Persian limes, on the other hand, have a designated parking space on my countertop. Not only are they indispensable for ceviche, but also they're fundamental to papaya-coconut cupcakes, tortilla chips, sweet chili lime prawns, ginger-lime-sweet potato soup, lime roast chicken and lime-honey madeleines. A squeeze of lime juice tops every fruit salad I make, too.
When choosing limes, look for fruits that are firm, bright green, and heavy for their size. Although limes turn more yellow as they ripen, they are at their peak of flavor when they're most green.
Store limes at room temperature for up to a week, or in the refrigerator, in a plastic bag, for up to two weeks. You can freeze lime juice (most conveniently in an ice cube tray), or lime zest; be sure to dry the zest for a bit before freezing it in a plastic bag.
To extract the most juice from a lime, either roll it back and forth on the countertop with the palm of your hand, or place it in a microwave for ten seconds. Warm limes give up more juice than cold ones, so this is especially helpful if your limes were stored in the refrigerator.

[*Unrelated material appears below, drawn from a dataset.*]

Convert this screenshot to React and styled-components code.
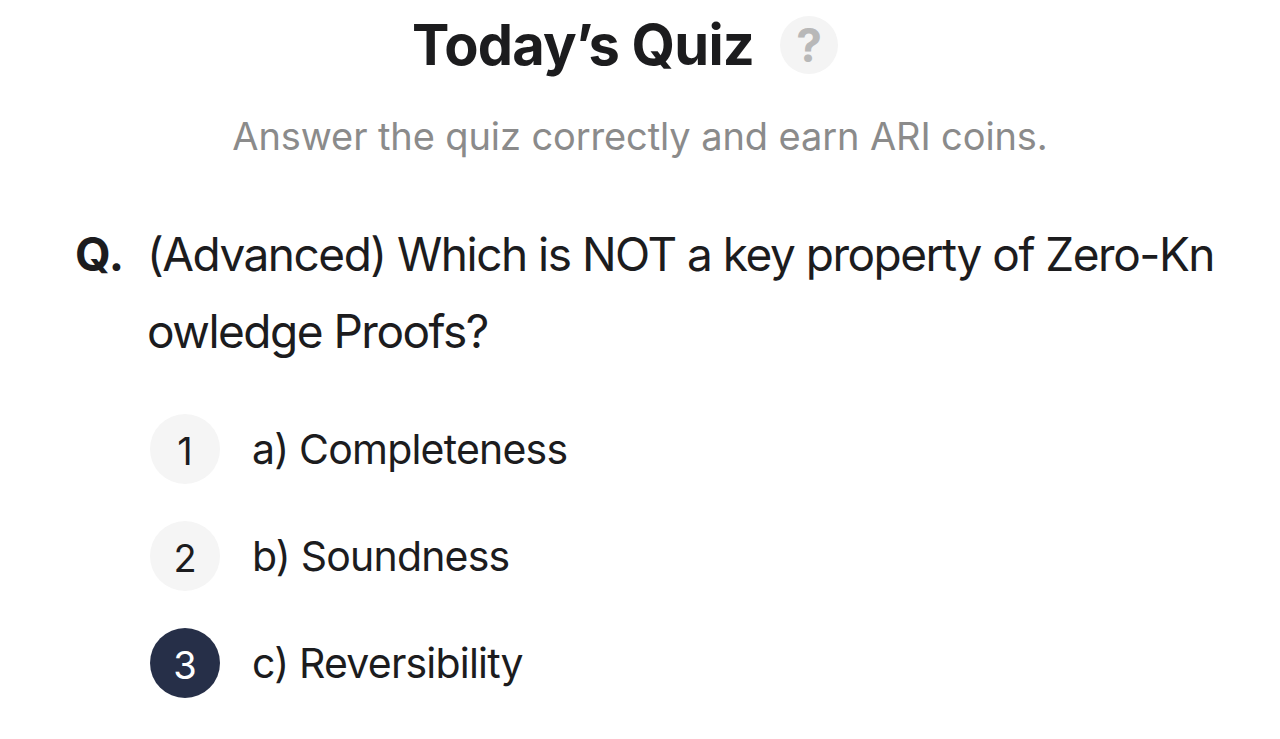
import React from "react";
import styled, { createGlobalStyle } from "styled-components";

const GlobalStyle = createGlobalStyle`
  body {
    margin: 0;
    background: #ffffff;
    font-family: Inter, "Noto Sans", sans-serif;
    color: #1c1c1e;
  }
`;

const Page = styled.div`
  width: 1280px;
  height: 739px;
  overflow: hidden;
  background: #fff;
`;

const Header = styled.div`
  display: flex;
  flex-direction: column;
  align-items: center;
  padding-top: 12px;
`;

const TitleRow = styled.div`
  display: flex;
  align-items: center;
  gap: 26px;
  padding-right: 30px;
`;

const Title = styled.h1`
  margin: 0;
  font-size: 56px;
  font-weight: 700;
  letter-spacing: -0.8px;
  line-height: 66px;
  color: #1c1c1e;
`;

const HelpBadge = styled.div`
  width: 58px;
  height: 58px;
  border-radius: 50%;
  background: #f4f4f4;
  color: #b8b8b8;
  font-size: 46px;
  font-weight: 700;
  display: flex;
  align-items: center;
  justify-content: center;
`;

const Subtitle = styled.p`
  margin: 34px 0 0;
  font-size: 38px;
  font-weight: 400;
  letter-spacing: -0.1px;
  color: #8b8b8b;
  line-height: 48px;
`;

const Question = styled.div`
  display: flex;
  padding: 0 58px 0 75px;
  margin-top: 56px;
  font-size: 46px;
  line-height: 77px;
  letter-spacing: -1.5px;
`;

const QLabel = styled.span`
  flex: none;
  width: 72px;
  font-weight: 700;
  letter-spacing: 0;
`;

const QText = styled.span`
  word-break: break-all;
  font-weight: 400;
`;

const Options = styled.div`
  display: flex;
  flex-direction: column;
  gap: 37px;
  padding-left: 150px;
  margin-top: 44px;
`;

const Option = styled.div`
  display: flex;
  align-items: center;
  gap: 32px;
`;

const Num = styled.div`
  width: 70px;
  height: 70px;
  border-radius: 50%;
  display: flex;
  align-items: center;
  justify-content: center;
  font-size: 38px;
  padding-top: 4px;
  box-sizing: border-box;
  background: ${(p) => (p.$active ? "#262f48" : "#f5f5f5")};
  color: ${(p) => (p.$active ? "#ffffff" : "#1c1c1e")};
`;

const OptionText = styled.span`
  font-size: 41px;
  letter-spacing: -0.8px;
`;

const options = [
  { n: 1, text: "a) Completeness" },
  { n: 2, text: "b) Soundness" },
  { n: 3, text: "c) Reversibility", active: true },
];

export default function App() {
  return (
    <Page>
      <GlobalStyle />
      <Header>
        <TitleRow>
          <Title>Today’s Quiz</Title>
          <HelpBadge>?</HelpBadge>
        </TitleRow>
        <Subtitle>Answer the quiz correctly and earn ARI coins.</Subtitle>
      </Header>
      <Question>
        <QLabel>Q.</QLabel>
        <QText>
          (Advanced) Which is NOT a key property of Zero-Knowledge Proofs?
        </QText>
      </Question>
      <Options>
        {options.map((o) => (
          <Option key={o.n}>
            <Num $active={o.active}>{o.n}</Num>
            <OptionText>{o.text}</OptionText>
          </Option>
        ))}
      </Options>
    </Page>
  );
}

Limes are famous for preventing scurvy and cleansing infections, and slightly less famous for triggering margarita dermatitis.
I'll think I'll stick to limeade.
After extensive testing, Ted proclaimed the original version of this recipe, sent to me by a Pantry reader, the best he'd ever made. So, I thought, why not try it with lime? Use this sweet-tart curd as a filling for mini phyllo shells, slather it on pound cake or waffles, or eat it right from the jar with a spoon.
1/2 cup butter
1-1/2 cups sugar
1/2 cup lime juice
Grated zest of two limes
6 eggs, lightly beaten
Put all ingredients, except eggs, into double boiler over simmering water. When butter has melted and before mixture is too warm, gradually whisk in the beaten eggs. Cook, stirring constantly, until thickened to consistency of instant pudding, at least 10-15 minutes. Remove from heat and cool for a while. Then place in a container, cover, and store in the refrigerator.